If you don't subscribe to the views expressed in the article (which are explicit in suggesting that the Bush administration allowed or ordered the attacks), you ought to be a little clearer. And what are we to make of statements like, "I have no idea what happened, but I doubt I've been told the full story. Remember, the hawks had been publicly calling for a "new Pearl Harbor" to galvanize public support for an invasion in the Middle East since the mid 1990s." Do you really have no idea what happened? Did you not believe the 9/11 Comission report? Did you not believe certain parts of it? What, exactly, are you getting at with the Pearl Harbor comment?

I apologize if I offended you or imputed views to you that you don't hold. But the notion that you're just asking searching questions and looking for the truth comes across as naive. I'm all for skepticism, and perhaps extra skepticism is warranted with this administration. But skepticism in the face of extensive investigation suggests you're not just looking for the truth, but that you already have the truth figured out and you're looking for matching facts.

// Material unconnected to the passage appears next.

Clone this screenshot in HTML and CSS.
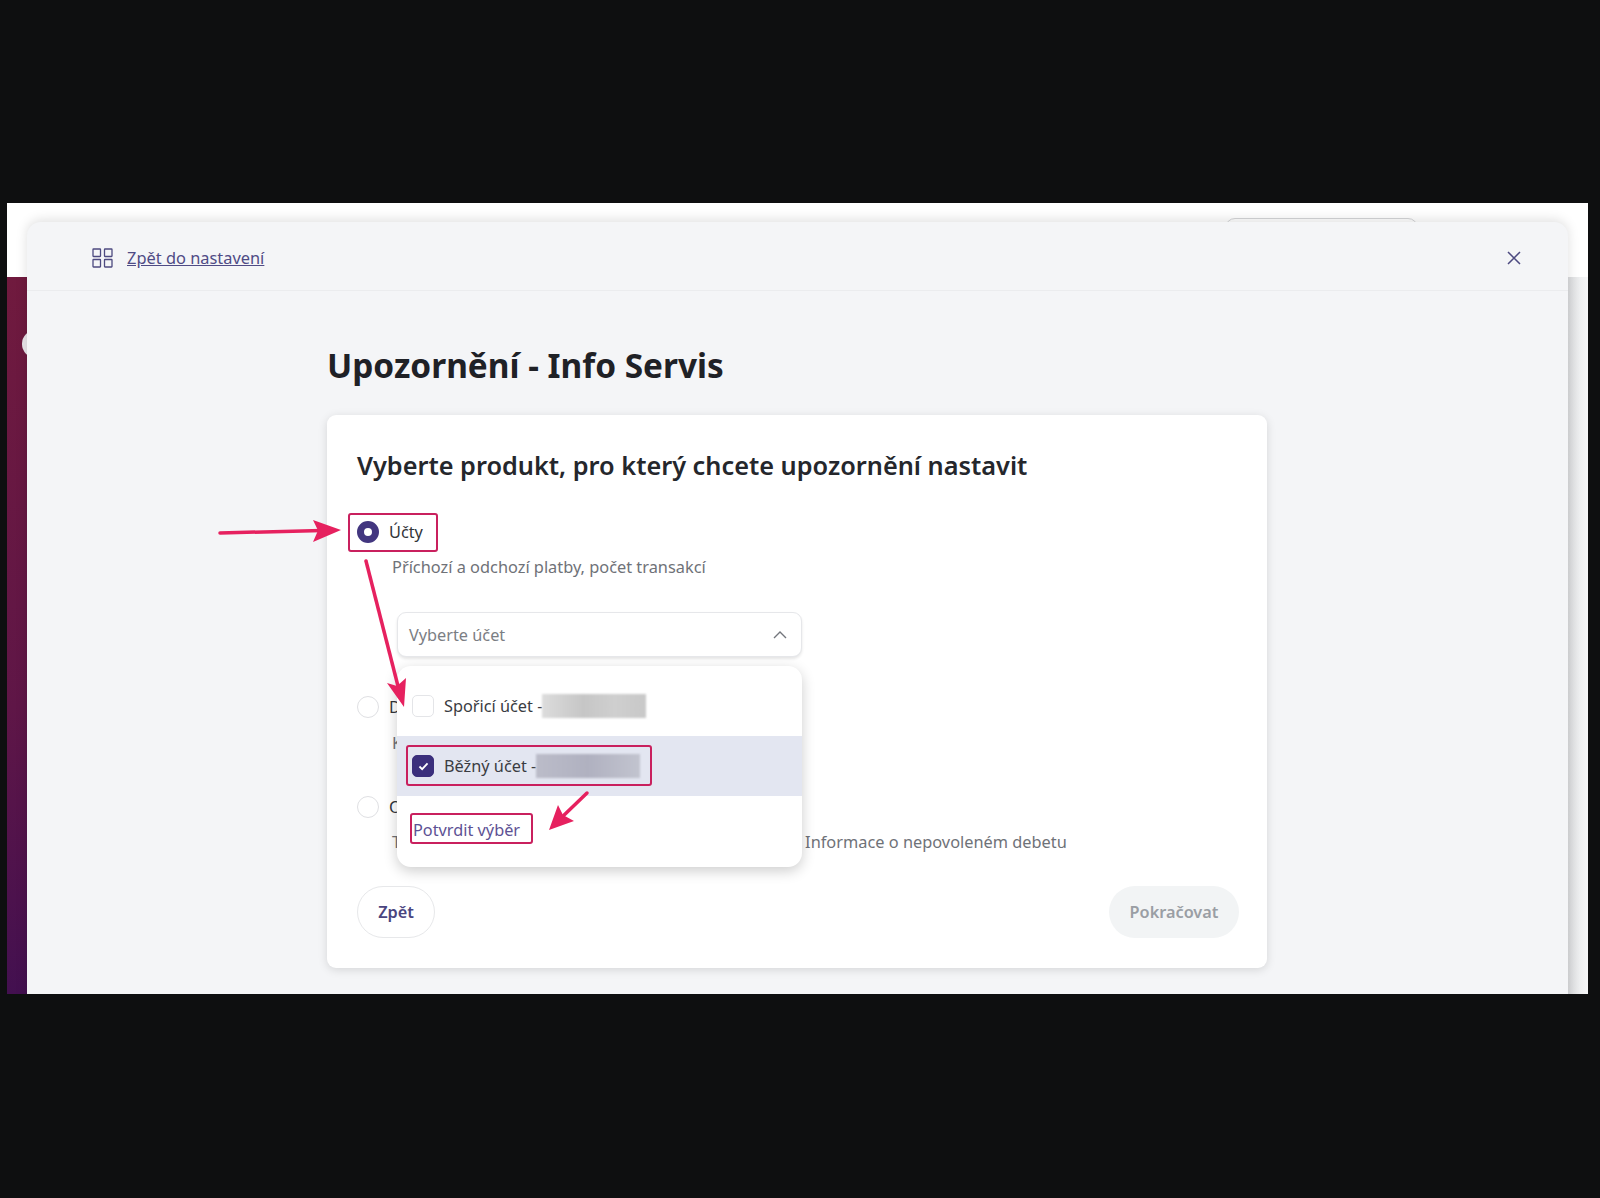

The more legitimacy given to the sort of people profiled in that article, the more people will ignore the otherwise valid points of people who refuse to repudiate them.

Dan Johnson said...

I'll tell you the parts of the 9-11 Commission I don't believe -- those parts that the Bush Administration didn't tell them. Aren't you at all offended by their stonewalling? Skepticism in the face of unreasonable stonewalling by the Bush Administration doesn't suggest that I know the facts -- I made it very clear that I *don't* know the full story. And the Pearl Harbor comment should chill you, as much as it chills me, because this is exactly the justification that the hawks were looking for to reshape the Middle East with an invasion of Iraq. The article, by the way, did an exceptionally fair job (in my view) of presenting the views who do believe that some high government officials did have some inside knowledge of the attacks, without endorsing those views. I think we should be less concerned about repudiating views than about airing them -- that's the healthier democratic instinct, I think.